With these troops Leonidas reached Thermopylæ, whence he sent envoys to invite the junction of the Phocians and the Lokrians of Opus. The latter had been among those who had sent earth and water to Xerxes, of which they are said to have repented: the step was taken, probably, only from fear, which at this particular moment prescribed acquiescence in the summons of Leonidas, justified by the plea of necessity in case the Persians should prove ultimately victorious:[135] while the Phocians, if originally disposed to medize, were now precluded from doing so by the fact that their bitter enemies, the Thessalians, were active in the cause of Xerxes, and influential in guiding his movements.[136] The Greek envoys added strength to their summons by all the encouragement in their power. “The troops now at Thermopylæ, they said, were a mere advanced body, preceding the main strength of Greece, which was expected to arrive every day: on the side of the sea, a sufficient fleet was already on guard: nor was there any cause for fear, since the invader was, after all, not a god, but a man, exposed to those reverses of fortune which came inevitably on all men, and most of all, upon those in preëminent condition.”[137] Such arguments prove but too evidently the melancholy state of terror which then pervaded the Greek mind: whether reassured by them or not, the great body of the Opuntian Lokrians, and one thousand Phocians, joined Leonidas at Thermopylæ.

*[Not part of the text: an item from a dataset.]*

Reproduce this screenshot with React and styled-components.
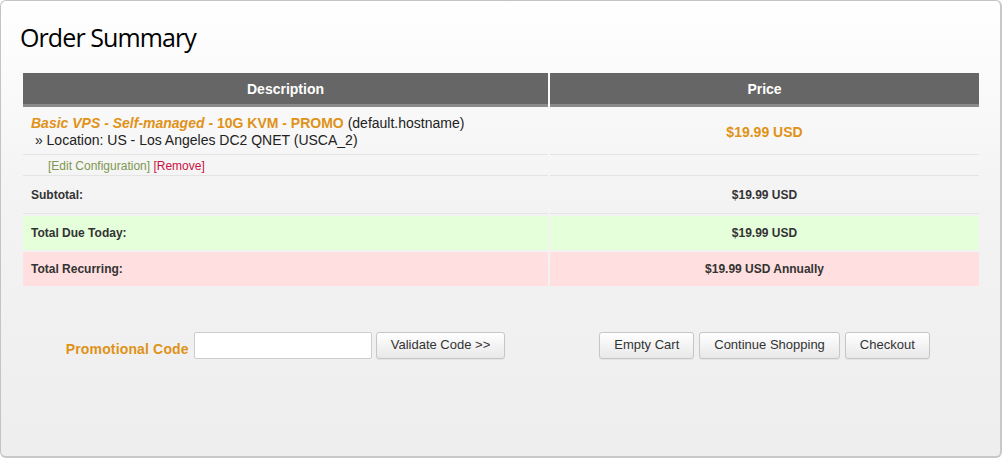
import React from 'react';
import styled, { createGlobalStyle } from 'styled-components';

const GlobalStyle = createGlobalStyle`
    html, body {
        margin: 0;
        padding: 0;
        background: #ffffff;
    }
    body {
        font-family: "Liberation Sans", Arial, sans-serif;
        color: #333;
    }
`

const ORANGE = '#e09218';

const App = () => {
    return (
        <>
            <GlobalStyle />
            <Panel>
                <Title>Order Summary</Title>

                <Table>
                    <thead>
                        <tr>
                            <Th style={{ width: '525px' }}>Description</Th>
                            <Th>Price</Th>
                        </tr>
                    </thead>
                    <tbody>
                        <tr>
                            <ProductCell>
                                <ProductName>
                                    <em>Basic VPS - Self-managed</em> - 10G KVM - PROMO
                                </ProductName>{' '}
                                (default.hostname)
                                <br />
                                &nbsp;» Location: US - Los Angeles DC2 QNET (USCA_2)
                            </ProductCell>
                            <PriceCell>$19.99 USD</PriceCell>
                        </tr>
                        <tr>
                            <ActionsCell>
                                <EditLink href="#">[Edit Configuration]</EditLink>{' '}
                                <RemoveLink href="#">[Remove]</RemoveLink>
                            </ActionsCell>
                            <ActionsCell />
                        </tr>
                        <tr>
                            <SummaryLabel>Subtotal:</SummaryLabel>
                            <SummaryValue>$19.99 USD</SummaryValue>
                        </tr>
                        <tr>
                            <SummaryLabel $tone="green">Total Due Today:</SummaryLabel>
                            <SummaryValue $tone="green">$19.99 USD</SummaryValue>
                        </tr>
                        <tr>
                            <SummaryLabel $tone="red">Total Recurring:</SummaryLabel>
                            <SummaryValue $tone="red">$19.99 USD Annually</SummaryValue>
                        </tr>
                    </tbody>
                </Table>

                <Footer>
                    <FooterGroup>
                        <PromoLabel>Promotional Code</PromoLabel>
                        <PromoInput type="text" />
                        <Button>Validate Code &gt;&gt;</Button>
                    </FooterGroup>
                    <FooterGroup>
                        <Button>Empty Cart</Button>
                        <Button>Continue Shopping</Button>
                        <Button>Checkout</Button>
                    </FooterGroup>
                </Footer>
            </Panel>
        </>
    );
}

export default App;


const Panel = styled.div`
    box-sizing: border-box;
    width: 1002px;
    height: 458px;
    border: 1px solid #c4c4c4;
    border-right: 2px solid #c8c8c8;
    border-bottom: 2px solid #c8c8c8;
    border-radius: 6px;
    background: linear-gradient(to bottom, #ffffff 0px, #f3f3f3 200px, #eeeeee 458px);
    padding: 18px 19px 0 20px;
`

const Title = styled.h1`
    margin: 0 0 0 -1px;
    font-family: "Open Sans", "Noto Sans", sans-serif;
    font-weight: 400;
    font-size: 25px;
    line-height: 36px;
    color: #000;
    letter-spacing: -0.9px;
`

const Table = styled.table`
    width: 960px;
    margin-top: 16px;
    border-collapse: separate;
    border-spacing: 2px;
    font-size: 14px;
`

const Th = styled.th`
    background: #666666;
    border-bottom: 3px solid #8a8a8a;
    color: #ffffff;
    font-weight: bold;
    font-size: 14px;
    height: 31px;
    padding: 0;
    text-align: center;
`

const ProductCell = styled.td`
    padding: 6px 8px 5px 8px;
    line-height: 17px;
    border-bottom: 1px solid #e4e4e4;
    color: #222;
`

const ProductName = styled.strong`
    color: ${ORANGE};
    em {
        font-style: italic;
    }
`

const PriceCell = styled.td`
    text-align: center;
    font-weight: bold;
    color: ${ORANGE};
    border-bottom: 1px solid #e4e4e4;
`

const ActionsCell = styled.td`
    padding: 2px 0 1px 25px;
    font-size: 12px;
    line-height: 15px;
    border-bottom: 1px solid #e4e4e4;
`

const EditLink = styled.a`
    color: #7f9550;
    text-decoration: none;
`

const RemoveLink = styled.a`
    color: #cc1144;
    text-decoration: none;
`

const tones = {
    green: '#e6ffdb',
    red: '#ffdfdf',
};

const SummaryLabel = styled.td`
    padding: ${(p) => (p.$tone ? '10px 8px 9px 8px' : '10px 8px 10px 8px')};
    font-size: 12px;
    line-height: 15px;
    font-weight: bold;
    color: #333;
    background: ${(p) => tones[p.$tone] || 'transparent'};
    border-bottom: ${(p) => (p.$tone ? 'none' : '1px solid #e4e4e4')};
`

const SummaryValue = styled(SummaryLabel)`
    text-align: center;
`

const Footer = styled.div`
    display: grid;
    grid-template-columns: 525px 429px;
    column-gap: 2px;
    padding: 0 2px;
    margin-top: 44px;
`

const FooterGroup = styled.div`
    display: flex;
    justify-content: center;
    align-items: center;
    gap: 5px;
`

const PromoLabel = styled.span`
    color: ${ORANGE};
    font-weight: bold;
    font-size: 14px;
    margin-top: 7px;
    letter-spacing: 0.15px;
`

const PromoInput = styled.input`
    box-sizing: border-box;
    width: 178px;
    height: 27px;
    border: 1px solid #cccccc;
    border-radius: 2px;
    background: #ffffff;
    margin-right: -1px;
`

const Button = styled.button`
    box-sizing: border-box;
    height: 27px;
    padding: 0 14px 2px 14px;
    font-family: "Liberation Sans", Arial, sans-serif;
    font-size: 13px;
    color: #333;
    border: 1px solid #c6c6c6;
    border-radius: 3px;
    background: linear-gradient(to bottom, #ffffff, #e8e8e8);
    box-shadow: 0 1px 1px rgba(0, 0, 0, 0.06);
`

That this terror was both genuine and serious, there cannot be any doubt: and the question naturally suggests itself, why the Greeks did not at once send their full force instead of a mere advanced guard? The answer is to be found in another attribute of the Greek character,—it was the time of celebrating both the Olympic festival-games on the banks of the Alpheius, and the Karneian festival at Sparta and most of the other Dorian states.[138] Even at a moment when their whole freedom and existence were at stake, the Greeks could not bring themselves to postpone these venerated solemnities: especially the Peloponnesian Greeks, among whom this force of religious routine appears to have been the strongest. At a period more than a century later, in the time of Demosthenes, when the energy of the Athenians had materially declined, we shall find them, too, postponing the military necessities of the state to the complete and splendid fulfilment of their religious festival obligations,—starving all their measures of foreign policy in order that the Theôric exhibitions might be imposing to the people and satisfactory to the gods. At present, we find little disposition in the Athenians to make this sacrifice,—certainly much less than in the Peloponnesians. The latter, remaining at home to celebrate their festivals while an invader of superhuman might was at their gates, remind us of the Jews in the latter days of their independence, who suffered the operations of the besieging Roman army round their city to be carried on without interruption during the Sabbath.[139] The Spartans and their confederates reckoned that Leonidas with his detachment would be strong enough to hold the pass of Thermopylæ until the Olympic and Karneian festivals should be past, after which period they were prepared to march to his aid with their whole military force:[140] and they engaged to assemble in Bœotia for the purpose of defending Attica against attack on the land-side, while the great mass of the Athenian force was serving on shipboard.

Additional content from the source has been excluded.